Warum gibt es keine Hauptakte, keine Karteikarte? Entweder ist sie 1989 vernichtet worden - oder es hat diese nie gegeben. Entlastet es Gysi, wenn es sie wirklich nicht gegeben hätte? Nein, sagen Gysis Kritiker, weil die Stasi "so einen" wie ihn eben nicht so wie einen normalen IM behandelt habe. Diese Argumentationsmuster drehen sich seit Jahren im Kreis. Gysis Einlassungen auch. Er behauptet stoisch, er habe sich nie dem Ministerium für Staatssicherheit verpflichtet, nie mit der Stasi kooperiert und ihr nie Informationen über seine Mandanten geliefert.

Aber: Die Beweislage hat sich doch sehr geändert seit 1991. Aus den Jahren 1995 und 1998 datieren Gutachten der Stasi-Unterlagenbehörde, die Gysi belasten. Die Analysen der Behörde laufen darauf hinaus, dass Gysi zwar formal kein IM gewesen sei, er aber "wie" ein solcher gearbeitet habe; und dafür findet die Behörde nach ihren Angaben immer neue Belege. Sie stammten aus den Akten Dritter, aus den Akten über die DDR-Mandanten Gysis. Die Causa Gysi müsse man sich, so sagte es ein Sachbearbeiter der Behörde im Gespräch mit der SZ, wie ein großes Mosaik vorstellen: "Da passt Steinchen an Steinchen". Das Mosaik ergebe für die Behörde seit zehn Jahren ein Bild, das Gysi "wie einen IM" aussehen lässt. Dieses Bild sei durch neue Funde immer deutlicher geworden.

Wie er wurde, was er ist

Gysi streitet gleichwohl ab - jede geheimdienstliche Kooperation mit der Stasi; er sei selbst beobachtet worden, sagt er, selbst also Opfer gewesen; er habe nie inoffiziell an die Stasi Informationen geliefert. Manfred Stolpe, der frühere SPD-Ministerpräsident von Brandenburg und vormalige Spitzenvertreter der evangelischen Kirche in der DDR, hatte sich gegen den Vorwurf inniger Stasi-Kontakte anders verteidigt: Natürlich habe er sich x-mal mit Stasi-Leuten getroffen, auch mit ihnen Pudding gegessen - aber immer im Interesse der Christen, für die er sich eingesetzt habe. Gysi dagegen will nie mit der Stasi verhandelt haben. Für ihn war der Stasi-Mann nur der Staatsanwalt, mit dem er kraft Amtes habe reden müssen - und nur als Staatsanwalt habe er ihn gekannt.

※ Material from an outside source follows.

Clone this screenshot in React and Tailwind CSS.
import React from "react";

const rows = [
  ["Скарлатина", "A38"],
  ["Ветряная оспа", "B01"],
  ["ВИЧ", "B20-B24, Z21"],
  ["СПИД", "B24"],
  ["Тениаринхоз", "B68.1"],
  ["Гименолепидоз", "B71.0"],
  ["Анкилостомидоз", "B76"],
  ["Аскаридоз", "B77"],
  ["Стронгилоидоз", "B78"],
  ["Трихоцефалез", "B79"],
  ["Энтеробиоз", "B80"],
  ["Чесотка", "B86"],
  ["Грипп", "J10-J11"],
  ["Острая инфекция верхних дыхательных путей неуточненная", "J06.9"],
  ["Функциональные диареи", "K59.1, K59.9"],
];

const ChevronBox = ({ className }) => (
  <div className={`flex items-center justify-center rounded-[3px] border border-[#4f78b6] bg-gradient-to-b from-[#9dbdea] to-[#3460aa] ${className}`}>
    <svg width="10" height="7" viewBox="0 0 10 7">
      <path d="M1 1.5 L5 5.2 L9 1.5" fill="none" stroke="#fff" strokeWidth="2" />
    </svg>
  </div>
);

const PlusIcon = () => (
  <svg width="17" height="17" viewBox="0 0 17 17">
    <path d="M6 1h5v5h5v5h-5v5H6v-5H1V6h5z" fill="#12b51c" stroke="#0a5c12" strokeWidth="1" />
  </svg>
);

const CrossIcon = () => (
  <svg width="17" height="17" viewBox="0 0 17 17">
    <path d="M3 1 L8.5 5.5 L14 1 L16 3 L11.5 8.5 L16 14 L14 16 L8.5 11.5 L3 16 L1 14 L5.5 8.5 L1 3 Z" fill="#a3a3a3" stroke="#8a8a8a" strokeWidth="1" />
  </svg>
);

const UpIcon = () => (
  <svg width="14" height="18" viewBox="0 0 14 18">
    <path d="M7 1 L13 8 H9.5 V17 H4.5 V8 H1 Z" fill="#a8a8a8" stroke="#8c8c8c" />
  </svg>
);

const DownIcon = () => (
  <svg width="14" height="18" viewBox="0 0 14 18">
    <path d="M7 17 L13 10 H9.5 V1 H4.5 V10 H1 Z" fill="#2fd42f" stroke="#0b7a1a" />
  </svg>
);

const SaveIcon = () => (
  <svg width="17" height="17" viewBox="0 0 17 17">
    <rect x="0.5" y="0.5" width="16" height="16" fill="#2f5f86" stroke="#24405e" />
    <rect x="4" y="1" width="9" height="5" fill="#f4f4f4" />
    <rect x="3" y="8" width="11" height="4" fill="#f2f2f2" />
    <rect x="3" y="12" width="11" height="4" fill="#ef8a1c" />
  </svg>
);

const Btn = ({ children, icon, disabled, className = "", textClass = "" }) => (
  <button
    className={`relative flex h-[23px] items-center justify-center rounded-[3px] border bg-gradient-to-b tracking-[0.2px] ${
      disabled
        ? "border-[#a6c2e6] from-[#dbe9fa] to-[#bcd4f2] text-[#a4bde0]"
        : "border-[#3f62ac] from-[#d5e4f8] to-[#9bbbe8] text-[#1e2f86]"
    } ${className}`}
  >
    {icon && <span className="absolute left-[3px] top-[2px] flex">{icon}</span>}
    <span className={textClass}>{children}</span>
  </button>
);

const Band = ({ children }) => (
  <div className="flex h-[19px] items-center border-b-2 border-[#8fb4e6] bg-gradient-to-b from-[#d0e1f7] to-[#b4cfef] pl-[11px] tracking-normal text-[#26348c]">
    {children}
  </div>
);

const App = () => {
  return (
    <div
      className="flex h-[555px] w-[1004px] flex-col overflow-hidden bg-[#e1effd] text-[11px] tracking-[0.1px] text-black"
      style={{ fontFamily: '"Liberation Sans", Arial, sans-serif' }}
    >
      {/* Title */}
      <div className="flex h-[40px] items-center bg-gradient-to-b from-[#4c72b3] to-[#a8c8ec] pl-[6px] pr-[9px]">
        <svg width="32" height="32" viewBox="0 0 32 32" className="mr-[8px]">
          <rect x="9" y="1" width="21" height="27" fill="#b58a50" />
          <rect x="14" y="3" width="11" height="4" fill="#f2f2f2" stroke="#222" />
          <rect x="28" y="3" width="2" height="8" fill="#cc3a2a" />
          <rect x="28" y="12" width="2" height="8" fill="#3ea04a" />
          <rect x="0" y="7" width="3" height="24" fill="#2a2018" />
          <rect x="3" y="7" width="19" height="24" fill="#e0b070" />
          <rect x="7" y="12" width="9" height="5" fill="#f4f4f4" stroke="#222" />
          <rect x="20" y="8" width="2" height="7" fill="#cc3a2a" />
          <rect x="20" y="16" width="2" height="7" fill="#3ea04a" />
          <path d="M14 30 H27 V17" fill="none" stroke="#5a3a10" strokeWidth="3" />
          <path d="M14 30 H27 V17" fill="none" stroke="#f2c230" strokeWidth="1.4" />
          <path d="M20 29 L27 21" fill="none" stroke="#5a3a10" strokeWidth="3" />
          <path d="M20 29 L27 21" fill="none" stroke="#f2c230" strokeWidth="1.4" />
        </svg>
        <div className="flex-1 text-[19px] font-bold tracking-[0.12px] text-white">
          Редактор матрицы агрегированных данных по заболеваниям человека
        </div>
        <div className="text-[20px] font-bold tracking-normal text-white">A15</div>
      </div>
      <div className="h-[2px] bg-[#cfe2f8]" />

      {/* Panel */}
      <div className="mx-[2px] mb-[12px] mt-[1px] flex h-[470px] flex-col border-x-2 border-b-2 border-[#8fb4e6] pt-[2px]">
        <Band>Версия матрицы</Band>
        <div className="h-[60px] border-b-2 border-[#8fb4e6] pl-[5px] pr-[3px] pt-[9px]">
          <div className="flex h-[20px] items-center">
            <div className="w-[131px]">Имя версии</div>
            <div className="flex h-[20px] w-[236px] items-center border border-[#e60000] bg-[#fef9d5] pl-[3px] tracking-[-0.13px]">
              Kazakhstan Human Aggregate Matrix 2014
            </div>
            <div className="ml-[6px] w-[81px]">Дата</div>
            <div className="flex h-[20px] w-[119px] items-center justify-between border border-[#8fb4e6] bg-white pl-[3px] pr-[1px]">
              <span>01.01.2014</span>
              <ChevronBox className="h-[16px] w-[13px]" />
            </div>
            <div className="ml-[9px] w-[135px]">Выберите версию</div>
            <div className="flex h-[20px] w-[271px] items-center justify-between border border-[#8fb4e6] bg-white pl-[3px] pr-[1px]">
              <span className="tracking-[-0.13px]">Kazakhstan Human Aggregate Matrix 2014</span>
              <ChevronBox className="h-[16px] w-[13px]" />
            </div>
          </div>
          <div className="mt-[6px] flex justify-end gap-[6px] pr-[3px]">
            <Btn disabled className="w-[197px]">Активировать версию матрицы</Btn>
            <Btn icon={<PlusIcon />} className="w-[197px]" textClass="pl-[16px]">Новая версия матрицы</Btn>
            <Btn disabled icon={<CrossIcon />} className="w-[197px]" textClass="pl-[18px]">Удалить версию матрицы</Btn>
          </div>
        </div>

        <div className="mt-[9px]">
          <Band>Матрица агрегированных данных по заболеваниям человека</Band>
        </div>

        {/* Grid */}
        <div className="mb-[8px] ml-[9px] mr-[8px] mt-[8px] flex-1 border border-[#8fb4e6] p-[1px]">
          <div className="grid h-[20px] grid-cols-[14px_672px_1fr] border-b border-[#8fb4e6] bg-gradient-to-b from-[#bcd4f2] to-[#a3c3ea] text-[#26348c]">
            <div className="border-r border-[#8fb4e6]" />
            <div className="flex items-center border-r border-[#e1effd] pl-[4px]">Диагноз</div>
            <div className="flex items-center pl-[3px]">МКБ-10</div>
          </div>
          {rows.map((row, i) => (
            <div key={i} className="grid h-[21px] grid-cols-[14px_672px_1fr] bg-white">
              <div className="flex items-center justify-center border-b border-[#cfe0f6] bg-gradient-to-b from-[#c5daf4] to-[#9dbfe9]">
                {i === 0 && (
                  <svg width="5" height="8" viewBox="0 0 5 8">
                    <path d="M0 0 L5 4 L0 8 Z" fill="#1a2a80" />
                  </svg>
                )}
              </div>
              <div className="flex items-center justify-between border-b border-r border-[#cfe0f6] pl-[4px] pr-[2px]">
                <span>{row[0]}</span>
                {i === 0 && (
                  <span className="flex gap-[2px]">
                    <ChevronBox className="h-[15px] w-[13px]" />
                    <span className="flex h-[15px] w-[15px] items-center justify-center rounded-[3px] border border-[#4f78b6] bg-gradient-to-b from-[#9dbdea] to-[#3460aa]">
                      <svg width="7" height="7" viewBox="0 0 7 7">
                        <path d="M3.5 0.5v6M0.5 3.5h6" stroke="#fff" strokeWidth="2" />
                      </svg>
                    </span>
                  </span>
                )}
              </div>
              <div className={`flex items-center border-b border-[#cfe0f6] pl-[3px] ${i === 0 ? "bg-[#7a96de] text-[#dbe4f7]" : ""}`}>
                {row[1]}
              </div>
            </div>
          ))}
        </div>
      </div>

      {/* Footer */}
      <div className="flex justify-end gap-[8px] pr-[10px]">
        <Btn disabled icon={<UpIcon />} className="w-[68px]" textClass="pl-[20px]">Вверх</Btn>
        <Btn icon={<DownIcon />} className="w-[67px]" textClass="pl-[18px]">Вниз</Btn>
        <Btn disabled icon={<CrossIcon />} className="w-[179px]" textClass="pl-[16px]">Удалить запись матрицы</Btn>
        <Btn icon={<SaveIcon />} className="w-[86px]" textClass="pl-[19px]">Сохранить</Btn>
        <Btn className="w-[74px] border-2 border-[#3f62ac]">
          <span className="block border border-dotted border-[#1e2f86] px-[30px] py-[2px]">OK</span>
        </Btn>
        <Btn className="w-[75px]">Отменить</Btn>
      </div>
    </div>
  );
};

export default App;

Was ihn nicht umwirft, macht ihn nur stärker. Ist Gysi wirklich stärker geworden? Er ist zwar Co-Vorsitzender einer Partei, die immer größer wird. Bei Gysi aber passen die Teile des Mosaiks, das eine bedenklich changierende Anwaltstätigkeit zeigt, immer besser zusammen. Soll darüber der Mantel der Geschichte gebreitet werden? Soll die Besichtigung des DDR-Zeitalters abgeschlossen, sollen die Vorwürfe weggepackt werden - kann so etwas wie Verjährung eintreten?

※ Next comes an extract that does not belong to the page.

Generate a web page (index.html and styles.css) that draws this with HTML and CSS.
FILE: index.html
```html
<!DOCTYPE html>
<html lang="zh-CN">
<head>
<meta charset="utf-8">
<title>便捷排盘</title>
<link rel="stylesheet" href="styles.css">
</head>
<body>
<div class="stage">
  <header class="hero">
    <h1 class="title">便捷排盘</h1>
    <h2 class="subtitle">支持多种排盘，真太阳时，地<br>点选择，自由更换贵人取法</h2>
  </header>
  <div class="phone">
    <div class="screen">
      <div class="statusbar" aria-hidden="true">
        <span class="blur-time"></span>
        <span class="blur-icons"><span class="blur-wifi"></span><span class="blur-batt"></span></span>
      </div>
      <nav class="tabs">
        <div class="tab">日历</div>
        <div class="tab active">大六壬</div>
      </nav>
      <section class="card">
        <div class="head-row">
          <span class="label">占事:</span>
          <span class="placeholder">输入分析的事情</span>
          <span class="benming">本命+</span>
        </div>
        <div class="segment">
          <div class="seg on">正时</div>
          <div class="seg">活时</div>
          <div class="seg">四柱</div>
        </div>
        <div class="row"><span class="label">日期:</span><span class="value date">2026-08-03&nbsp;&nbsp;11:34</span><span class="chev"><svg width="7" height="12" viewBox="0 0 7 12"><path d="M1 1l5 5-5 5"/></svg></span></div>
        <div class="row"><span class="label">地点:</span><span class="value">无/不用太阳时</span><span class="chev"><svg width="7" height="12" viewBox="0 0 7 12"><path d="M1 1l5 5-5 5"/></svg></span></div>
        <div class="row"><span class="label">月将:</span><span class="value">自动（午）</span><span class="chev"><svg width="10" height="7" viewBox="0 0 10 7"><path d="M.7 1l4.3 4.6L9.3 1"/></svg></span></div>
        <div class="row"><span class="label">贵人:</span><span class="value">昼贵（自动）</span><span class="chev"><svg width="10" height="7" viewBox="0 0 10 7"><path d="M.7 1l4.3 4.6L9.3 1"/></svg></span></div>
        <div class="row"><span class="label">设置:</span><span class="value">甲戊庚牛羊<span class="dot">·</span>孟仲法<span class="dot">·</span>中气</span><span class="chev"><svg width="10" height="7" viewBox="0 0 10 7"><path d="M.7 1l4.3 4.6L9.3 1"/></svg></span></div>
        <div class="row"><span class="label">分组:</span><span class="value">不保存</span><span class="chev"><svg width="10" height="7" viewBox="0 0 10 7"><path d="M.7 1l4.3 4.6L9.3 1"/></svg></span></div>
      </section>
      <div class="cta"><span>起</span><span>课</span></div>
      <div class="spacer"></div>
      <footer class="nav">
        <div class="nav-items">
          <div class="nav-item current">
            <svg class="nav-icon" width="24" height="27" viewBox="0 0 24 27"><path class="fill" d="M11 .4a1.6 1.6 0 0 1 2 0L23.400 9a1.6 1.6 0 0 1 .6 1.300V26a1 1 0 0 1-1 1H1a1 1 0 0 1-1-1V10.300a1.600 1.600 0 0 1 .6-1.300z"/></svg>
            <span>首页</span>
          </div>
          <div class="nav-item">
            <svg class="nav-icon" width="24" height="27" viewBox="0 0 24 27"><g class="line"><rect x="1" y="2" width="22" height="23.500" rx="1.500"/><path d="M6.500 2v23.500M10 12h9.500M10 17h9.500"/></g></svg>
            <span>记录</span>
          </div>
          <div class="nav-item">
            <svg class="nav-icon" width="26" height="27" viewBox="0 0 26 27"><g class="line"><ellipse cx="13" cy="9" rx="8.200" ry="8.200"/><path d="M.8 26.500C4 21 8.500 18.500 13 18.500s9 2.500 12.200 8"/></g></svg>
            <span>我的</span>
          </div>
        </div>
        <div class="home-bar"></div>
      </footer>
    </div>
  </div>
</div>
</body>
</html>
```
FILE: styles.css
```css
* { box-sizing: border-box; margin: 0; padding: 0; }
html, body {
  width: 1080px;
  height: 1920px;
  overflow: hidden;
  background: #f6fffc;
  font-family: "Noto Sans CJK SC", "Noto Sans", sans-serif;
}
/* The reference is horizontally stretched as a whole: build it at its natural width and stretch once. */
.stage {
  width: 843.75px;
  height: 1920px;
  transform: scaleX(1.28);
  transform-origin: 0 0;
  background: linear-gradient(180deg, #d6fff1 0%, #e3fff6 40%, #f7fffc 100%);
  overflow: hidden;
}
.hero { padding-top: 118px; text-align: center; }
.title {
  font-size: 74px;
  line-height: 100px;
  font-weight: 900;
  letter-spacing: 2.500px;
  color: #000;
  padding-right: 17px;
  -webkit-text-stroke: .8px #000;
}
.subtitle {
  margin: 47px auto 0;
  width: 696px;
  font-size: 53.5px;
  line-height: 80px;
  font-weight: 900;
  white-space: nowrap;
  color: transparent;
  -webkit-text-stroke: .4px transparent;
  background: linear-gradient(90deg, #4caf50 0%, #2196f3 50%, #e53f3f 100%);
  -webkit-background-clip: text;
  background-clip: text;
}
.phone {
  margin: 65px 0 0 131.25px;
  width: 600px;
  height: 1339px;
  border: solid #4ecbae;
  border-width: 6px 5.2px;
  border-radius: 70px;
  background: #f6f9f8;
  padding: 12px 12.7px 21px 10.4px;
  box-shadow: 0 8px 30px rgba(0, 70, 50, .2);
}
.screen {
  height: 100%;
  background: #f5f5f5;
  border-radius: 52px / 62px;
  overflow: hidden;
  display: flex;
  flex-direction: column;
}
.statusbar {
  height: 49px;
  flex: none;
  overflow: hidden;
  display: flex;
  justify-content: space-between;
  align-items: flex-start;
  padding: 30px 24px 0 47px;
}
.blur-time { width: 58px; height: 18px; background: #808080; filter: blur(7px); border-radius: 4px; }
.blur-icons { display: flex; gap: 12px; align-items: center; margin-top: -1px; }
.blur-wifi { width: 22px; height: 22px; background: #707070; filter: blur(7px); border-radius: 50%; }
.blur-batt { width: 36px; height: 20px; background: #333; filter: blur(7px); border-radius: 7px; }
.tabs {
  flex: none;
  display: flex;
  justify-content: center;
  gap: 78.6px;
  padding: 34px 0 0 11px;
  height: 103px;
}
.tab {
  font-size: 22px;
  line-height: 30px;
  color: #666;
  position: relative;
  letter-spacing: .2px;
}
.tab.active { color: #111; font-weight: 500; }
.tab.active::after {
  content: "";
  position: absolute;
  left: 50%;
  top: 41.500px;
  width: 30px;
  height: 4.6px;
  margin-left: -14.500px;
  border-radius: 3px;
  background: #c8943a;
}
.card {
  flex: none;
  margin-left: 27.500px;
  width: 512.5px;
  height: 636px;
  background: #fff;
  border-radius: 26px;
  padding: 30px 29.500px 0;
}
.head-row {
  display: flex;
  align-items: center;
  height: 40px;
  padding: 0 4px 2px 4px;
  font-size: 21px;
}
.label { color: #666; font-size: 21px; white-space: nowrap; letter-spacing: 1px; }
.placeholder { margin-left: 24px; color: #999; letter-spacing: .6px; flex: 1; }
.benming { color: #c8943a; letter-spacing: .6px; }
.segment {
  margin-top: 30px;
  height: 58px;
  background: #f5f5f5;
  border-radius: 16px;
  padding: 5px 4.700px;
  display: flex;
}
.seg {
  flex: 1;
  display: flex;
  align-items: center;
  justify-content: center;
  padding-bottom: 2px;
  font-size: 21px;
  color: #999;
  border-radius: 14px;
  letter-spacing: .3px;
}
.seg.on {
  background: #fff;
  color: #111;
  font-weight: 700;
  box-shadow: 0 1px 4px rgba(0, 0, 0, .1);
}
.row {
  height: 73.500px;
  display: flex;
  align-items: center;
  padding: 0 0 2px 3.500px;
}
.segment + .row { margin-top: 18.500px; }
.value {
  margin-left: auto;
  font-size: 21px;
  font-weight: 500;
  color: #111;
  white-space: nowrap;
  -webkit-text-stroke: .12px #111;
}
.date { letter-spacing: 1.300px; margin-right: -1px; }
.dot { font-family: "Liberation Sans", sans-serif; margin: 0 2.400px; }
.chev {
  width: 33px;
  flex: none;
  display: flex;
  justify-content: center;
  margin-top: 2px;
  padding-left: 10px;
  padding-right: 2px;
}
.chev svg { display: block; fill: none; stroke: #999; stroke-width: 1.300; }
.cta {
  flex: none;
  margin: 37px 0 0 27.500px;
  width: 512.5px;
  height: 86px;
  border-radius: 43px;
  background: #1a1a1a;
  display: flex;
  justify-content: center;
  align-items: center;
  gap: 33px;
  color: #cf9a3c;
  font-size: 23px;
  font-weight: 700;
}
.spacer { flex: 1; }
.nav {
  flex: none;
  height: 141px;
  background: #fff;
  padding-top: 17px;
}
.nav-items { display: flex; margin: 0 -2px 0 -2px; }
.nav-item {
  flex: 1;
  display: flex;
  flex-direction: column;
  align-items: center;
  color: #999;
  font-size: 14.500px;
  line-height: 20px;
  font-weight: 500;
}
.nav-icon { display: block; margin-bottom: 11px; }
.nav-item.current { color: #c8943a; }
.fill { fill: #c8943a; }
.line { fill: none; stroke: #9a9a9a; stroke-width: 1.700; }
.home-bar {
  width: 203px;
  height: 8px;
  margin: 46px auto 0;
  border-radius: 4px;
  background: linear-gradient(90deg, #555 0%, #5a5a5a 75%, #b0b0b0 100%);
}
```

Dafür könnte im Allgemeinen einiges sprechen, zumal so manche angebliche Stasi-Entlarvung in den neunziger Jahren hysterischen Charakter hatte: Da wurde den Leuten tagtäglich die Maske vom Gesicht gerissen und tagtäglich drastischer beschrieben, was man dahinter angeblich erblickte: Am Montag den verdächtigen Biedermann, am Dienstag den Lügner, am Mittwoch den Hasardeur, am Donnerstag den eiskalten Spieler. Die Zeiten sind ruhiger geworden. Für Gysi werden sie nicht ruhiger, weil er sich nie wirklich umfassend erklärt hat.

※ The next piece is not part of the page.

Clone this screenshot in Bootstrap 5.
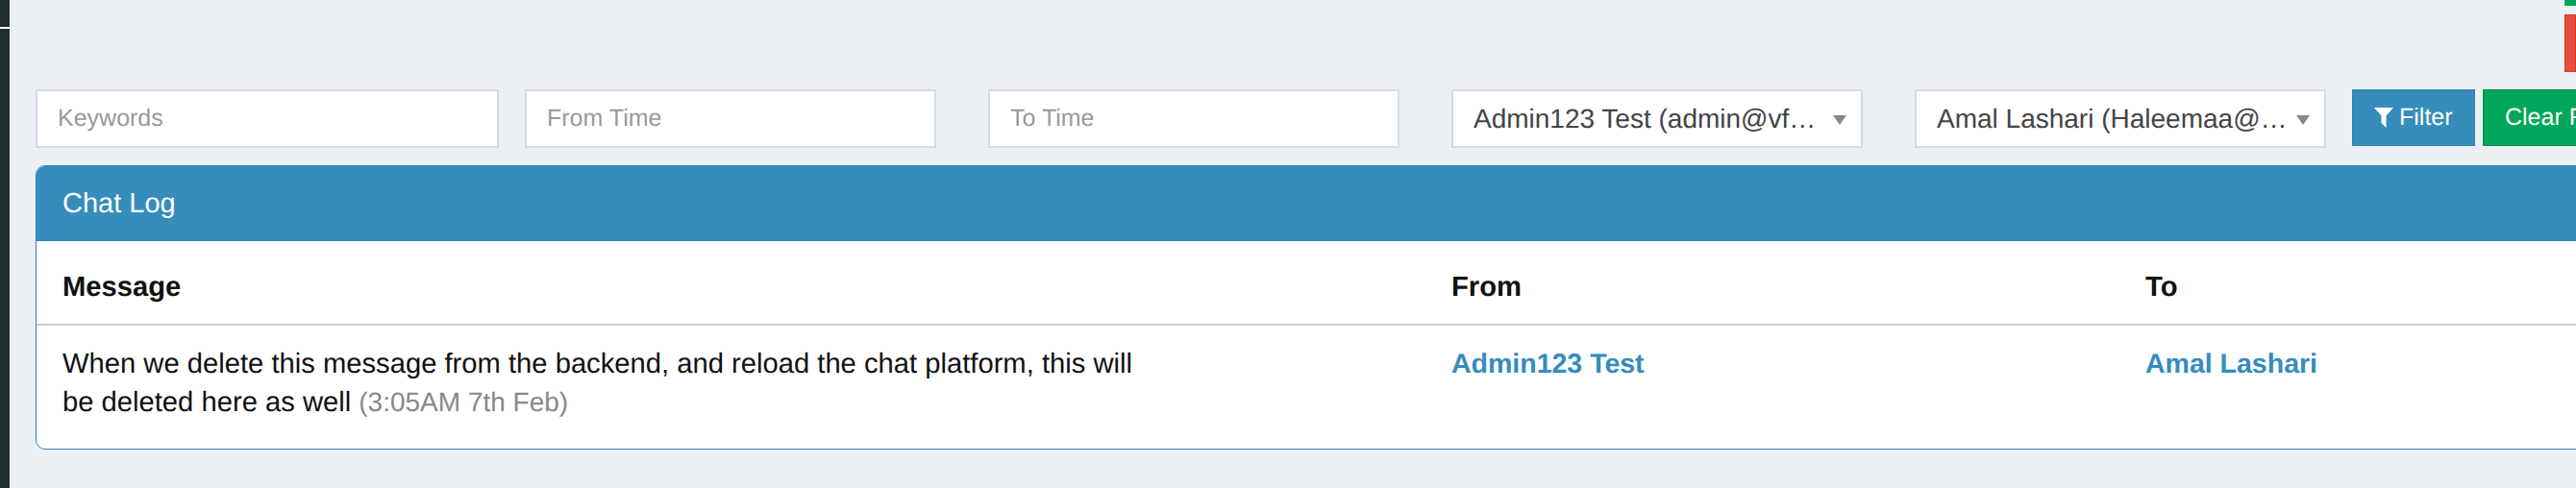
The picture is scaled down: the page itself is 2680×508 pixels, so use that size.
<!DOCTYPE html>
<html lang="en">
<head>
<meta charset="utf-8">
<title>Chat Log</title>
<link href="https://cdn.jsdelivr.net/npm/bootstrap@5.3.0/dist/css/bootstrap.min.css" rel="stylesheet">
<style>
html, body { height: 100%; }
body { background: #ecf0f5; font-family: "Liberation Sans", Arial, sans-serif; font-size: 28px; color: #111; overflow: hidden; text-rendering: geometricPrecision; }
.page-shell { width: 2680px; height: 508px; overflow: hidden; }
.side-strip { width: 10px; background: #222d32; flex: none; }
.side-rule { height: 2px; margin-top: 28px; background: #fff; }
.main-pane { width: 2670px; padding: 0 0 0 27px; flex: none; }
.top-stack { width: 12px; margin-left: 2631px; height: 75px; margin-bottom: 18px; }
.top-green { height: 6px; background: #00a65a; }
.top-red { height: 60px; margin-top: 9px; background: #e74c3c; border: 1px solid #d73925; }
.filter-row { height: 61px; width: 2700px; }
.field-box { height: 61px; border: 2px solid #d6dae3; background: #fff; border-radius: 0; font-size: 25px; padding: 0 21px; color: #333; box-shadow: none; flex: none; text-rendering: geometricPrecision; }
.field-box::placeholder { color: #999; opacity: 1; }
.w-key { width: 482px; margin-right: 27px; }
.w-from { width: 428px; margin-right: 54px; }
.w-std { width: 428px; margin-right: 54px; }
.pick-box { display: flex; align-items: center; justify-content: space-between; padding: 0 15px 0 21px; font-size: 28px; color: #444; }
.pick-text { white-space: nowrap; overflow: hidden; }
.pick-arrow { width: 0; height: 0; border-left: 7px solid transparent; border-right: 7px solid transparent; border-top: 10px solid #888; flex: none; margin-top: 3px; }
.btn-shot { height: 59px; border-radius: 0; font-size: 25px; color: #fff; padding: 0 22px; flex: none; white-space: nowrap; display: flex; align-items: center; gap: 6px; text-rendering: geometricPrecision; }
.btn-filter { width: 128px; background: #368cbb; border: 1px solid #367fa9; margin-left: -27px; margin-right: 8px; }
.btn-clear { width: 200px; background: #00a65a; border: 1px solid #008d4c; }
.btn-glyph { flex: none; }
.log-panel { margin-top: 18px; width: 2700px; height: 296px; border: 1px solid #2c82c4; border-radius: 10px 0 0 10px; background: #fff; overflow: hidden; }
.log-head { height: 78px; background: #368cbb; color: #fff; font-size: 29px; padding: 3px 0 0 27px; display: flex; align-items: center; border-bottom: 1px solid #2c82c4; }
.log-table { table-layout: fixed; width: 2700px; margin: 0; color: #111; font-size: 29.2px; line-height: 40px; }
.log-table th, .log-table td { padding: 0 27px; border: 0; vertical-align: top; }
.log-table thead th { height: 87px; padding-top: 10px; vertical-align: middle; border-bottom: 2px solid #ccc; font-weight: 700; }
.log-table tbody td { padding-top: 20px; }
.msg-text { max-width: 1125px; }
.msg-time { color: #888; font-size: 28px; }
.who-link { color: #368cbb; font-weight: 700; font-size: 28.5px; text-decoration: none; }
.c-msg { width: 1445px; } .c-from { width: 722px; }
</style>
</head>
<body>
<div class="page-shell d-flex">
  <div class="side-strip"><div class="side-rule"></div></div>
  <div class="main-pane">
    <div class="top-stack"><div class="top-green"></div><div class="top-red"></div></div>
    <div class="filter-row d-flex">
      <input class="form-control field-box w-key" placeholder="Keywords">
      <input class="form-control field-box w-from" placeholder="From Time">
      <input class="form-control field-box w-std" placeholder="To Time">
      <div class="field-box pick-box w-std"><span class="pick-text">Admin123 Test (admin@vf…</span><span class="pick-arrow"></span></div>
      <div class="field-box pick-box w-std"><span class="pick-text">Amal Lashari (Haleemaa@…</span><span class="pick-arrow"></span></div>
      <button class="btn btn-shot btn-filter" type="button"><svg class="btn-glyph" width="20" height="21" viewBox="0 0 20 21"><path fill="#fff" d="M0 0h20L12.500 8.500V21L7.500 16V8.500z"/></svg>Filter</button>
      <button class="btn btn-shot btn-clear" type="button">Clear Filter</button>
    </div>
    <div class="log-panel">
      <div class="log-head">Chat Log</div>
      <table class="table log-table">
        <colgroup><col class="c-msg"><col class="c-from"><col></colgroup>
        <thead><tr><th>Message</th><th>From</th><th>To</th></tr></thead>
        <tbody><tr>
          <td><div class="msg-text">When we delete this message from the backend, and reload the chat platform, this will be deleted here as well <span class="msg-time">(3:05AM 7th Feb)</span></div></td>
          <td><a class="who-link" href="#">Admin123 Test</a></td>
          <td><a class="who-link" href="#">Amal Lashari</a></td>
        </tr></tbody>
      </table>
    </div>
  </div>
</div>
<script src="https://cdn.jsdelivr.net/npm/bootstrap@5.3.0/dist/js/bootstrap.bundle.min.js"></script>
</body>
</html>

Im Bundestag stand er am Mittwoch nicht als starker Verteidiger seiner selbst. Er schilderte seine Verdienste als Anwalt von Dissidenten - Verdienste, die es tatsächlich gibt. An den dunklen Mosaiksteinen schlich er vorbei. Das macht ihn nicht stärker, sondern schwächer.